──────── Recorded information

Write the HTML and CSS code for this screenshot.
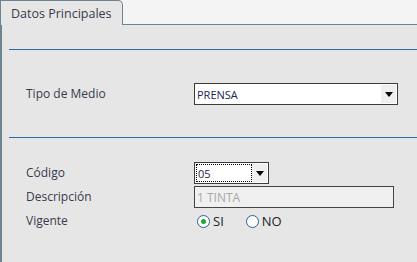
FILE: index.html
```html
<!DOCTYPE html>
<html lang="es">
<head>
  <meta charset="UTF-8" />
  <title>Datos Principales</title>
  <link rel="stylesheet" href="styles.css">
</head>
<body>
  <div class="tabs">
    <div class="tab">Datos Principales</div>
    <div class="tab-fill"></div>
  </div>

  <div class="panel">
    <hr class="sep">

    <div class="row row-medio">
      <label for="medio">Tipo de Medio</label>
      <div class="combo combo-wide">
        <select id="medio">
          <option>PRENSA</option>
        </select>
        <span class="arrow"><svg width="8" height="5" viewBox="0 0 8 5"><path d="M0 0h8L4 5z" fill="#000"/></svg></span>
      </div>
    </div>

    <hr class="sep sep-second">

    <div class="row">
      <label for="codigo">Código</label>
      <div class="combo combo-short">
        <select id="codigo" class="focused">
          <option>05</option>
        </select>
        <span class="arrow"><svg width="8" height="5" viewBox="0 0 8 5"><path d="M0 0h8L4 5z" fill="#000"/></svg></span>
      </div>
    </div>

    <div class="row">
      <label for="desc">Descripción</label>
      <input id="desc" class="text-input" type="text" value="1 TINTA" disabled>
    </div>

    <div class="row">
      <label>Vigente</label>
      <div class="radios">
        <label class="radio"><input type="radio" name="vigente" checked> SI</label>
        <label class="radio"><input type="radio" name="vigente"> NO</label>
      </div>
    </div>
  </div>
</body>
</html>
```

FILE: styles.css
```css
* {
  margin: 0;
  padding: 0;
  box-sizing: border-box;
}

body {
  background: #f4f4f4;
  font-family: 'Open Sans', 'DejaVu Sans', sans-serif;
  font-size: 12px;
  color: #3a3a4e;
  height: 262px;
  display: flex;
  flex-direction: column;
}

.tabs {
  display: flex;
  height: 25px;
}

.tab {
  width: 123px;
  height: 25px;
  background: #e6e6e6;
  border: 1px solid #6e8591;
  border-bottom: none;
  border-top-right-radius: 5px;
  padding-left: 10px;
  line-height: 25px;
  font-size: 12.5px;
}

.tab-fill {
  flex: 1;
  border-bottom: 1px solid #6e8591;
}

.panel {
  flex: 1;
  background: #e6e6e6;
  border-left: 2px solid #6e8591;
  padding-top: 24px;
}

.sep {
  border: none;
  border-top: 1px solid #2d6ca4;
  margin-left: 7px;
}

.row-medio {
  margin-top: 33px;
}

.sep-second {
  margin-top: 32px;
  margin-bottom: 24px;
}

.row {
  display: flex;
  align-items: center;
  height: 22px;
  margin-bottom: 2px;
}

.row > label {
  width: 192px;
  padding-left: 24px;
  padding-bottom: 2px;
}

.combo {
  display: flex;
  height: 22px;
  border: 1px solid #3c3c3c;
  background: #fff;
  padding: 1px;
}

.combo-wide {
  width: 204px;
}

.combo-short {
  width: 75px;
}

.combo select {
  flex: 1;
  appearance: none;
  border: none;
  background: #fff;
  font-family: 'Open Sans', sans-serif;
  font-size: 11px;
  color: #1c2450;
  padding-left: 1px;
  outline: none;
}

.combo select.focused {
  border: 1px dotted #000;
}

.arrow {
  width: 15px;
  background: #efefef;
  display: flex;
  align-items: center;
  justify-content: center;
}

.text-input {
  width: 200px;
  height: 22px;
  border: 1px solid #444;
  background: #f0f0f0;
  font-family: 'Open Sans', sans-serif;
  font-size: 12px;
  color: #a8a8a8;
  padding-left: 2px;
}

.radios {
  display: flex;
  gap: 22px;
  padding-left: 3px;
}

.radio {
  display: flex;
  align-items: center;
  gap: 3px;
  font-size: 13px;
  color: #222;
}

.radio input {
  appearance: none;
  width: 13px;
  height: 13px;
  border: 1px solid #2d5f8f;
  border-radius: 50%;
  background: #fff;
  display: flex;
  align-items: center;
  justify-content: center;
}

.radio input:checked::after {
  content: '';
  width: 5px;
  height: 5px;
  border-radius: 50%;
  background: #1faa2a;
}
```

────────────────

**Work required**
Write out the listing above exactly as it stands, pictures excluded.

**Result of this task**
Write the HTML and CSS code for this screenshot.
FILE: index.html
```html
<!DOCTYPE html>
<html lang="es">
<head>
  <meta charset="UTF-8" />
  <title>Datos Principales</title>
  <link rel="stylesheet" href="styles.css">
</head>
<body>
  <div class="tabs">
    <div class="tab">Datos Principales</div>
    <div class="tab-fill"></div>
  </div>

  <div class="panel">
    <hr class="sep">

    <div class="row row-medio">
      <label for="medio">Tipo de Medio</label>
      <div class="combo combo-wide">
        <select id="medio">
          <option>PRENSA</option>
        </select>
        <span class="arrow"><svg width="8" height="5" viewBox="0 0 8 5"><path d="M0 0h8L4 5z" fill="#000"/></svg></span>
      </div>
    </div>

    <hr class="sep sep-second">

    <div class="row">
      <label for="codigo">Código</label>
      <div class="combo combo-short">
        <select id="codigo" class="focused">
          <option>05</option>
        </select>
        <span class="arrow"><svg width="8" height="5" viewBox="0 0 8 5"><path d="M0 0h8L4 5z" fill="#000"/></svg></span>
      </div>
    </div>

    <div class="row">
      <label for="desc">Descripción</label>
      <input id="desc" class="text-input" type="text" value="1 TINTA" disabled>
    </div>

    <div class="row">
      <label>Vigente</label>
      <div class="radios">
        <label class="radio"><input type="radio" name="vigente" checked> SI</label>
        <label class="radio"><input type="radio" name="vigente"> NO</label>
      </div>
    </div>
  </div>
</body>
</html>
```

FILE: styles.css
```css
* {
  margin: 0;
  padding: 0;
  box-sizing: border-box;
}

body {
  background: #f4f4f4;
  font-family: 'Open Sans', 'DejaVu Sans', sans-serif;
  font-size: 12px;
  color: #3a3a4e;
  height: 262px;
  display: flex;
  flex-direction: column;
}

.tabs {
  display: flex;
  height: 25px;
}

.tab {
  width: 123px;
  height: 25px;
  background: #e6e6e6;
  border: 1px solid #6e8591;
  border-bottom: none;
  border-top-right-radius: 5px;
  padding-left: 10px;
  line-height: 25px;
  font-size: 12.5px;
}

.tab-fill {
  flex: 1;
  border-bottom: 1px solid #6e8591;
}

.panel {
  flex: 1;
  background: #e6e6e6;
  border-left: 2px solid #6e8591;
  padding-top: 24px;
}

.sep {
  border: none;
  border-top: 1px solid #2d6ca4;
  margin-left: 7px;
}

.row-medio {
  margin-top: 33px;
}

.sep-second {
  margin-top: 32px;
  margin-bottom: 24px;
}

.row {
  display: flex;
  align-items: center;
  height: 22px;
  margin-bottom: 2px;
}

.row > label {
  width: 192px;
  padding-left: 24px;
  padding-bottom: 2px;
}

.combo {
  display: flex;
  height: 22px;
  border: 1px solid #3c3c3c;
  background: #fff;
  padding: 1px;
}

.combo-wide {
  width: 204px;
}

.combo-short {
  width: 75px;
}

.combo select {
  flex: 1;
  appearance: none;
  border: none;
  background: #fff;
  font-family: 'Open Sans', sans-serif;
  font-size: 11px;
  color: #1c2450;
  padding-left: 1px;
  outline: none;
}

.combo select.focused {
  border: 1px dotted #000;
}

.arrow {
  width: 15px;
  background: #efefef;
  display: flex;
  align-items: center;
  justify-content: center;
}

.text-input {
  width: 200px;
  height: 22px;
  border: 1px solid #444;
  background: #f0f0f0;
  font-family: 'Open Sans', sans-serif;
  font-size: 12px;
  color: #a8a8a8;
  padding-left: 2px;
}

.radios {
  display: flex;
  gap: 22px;
  padding-left: 3px;
}

.radio {
  display: flex;
  align-items: center;
  gap: 3px;
  font-size: 13px;
  color: #222;
}

.radio input {
  appearance: none;
  width: 13px;
  height: 13px;
  border: 1px solid #2d5f8f;
  border-radius: 50%;
  background: #fff;
  display: flex;
  align-items: center;
  justify-content: center;
}

.radio input:checked::after {
  content: '';
  width: 5px;
  height: 5px;
  border-radius: 50%;
  background: #1faa2a;
}
```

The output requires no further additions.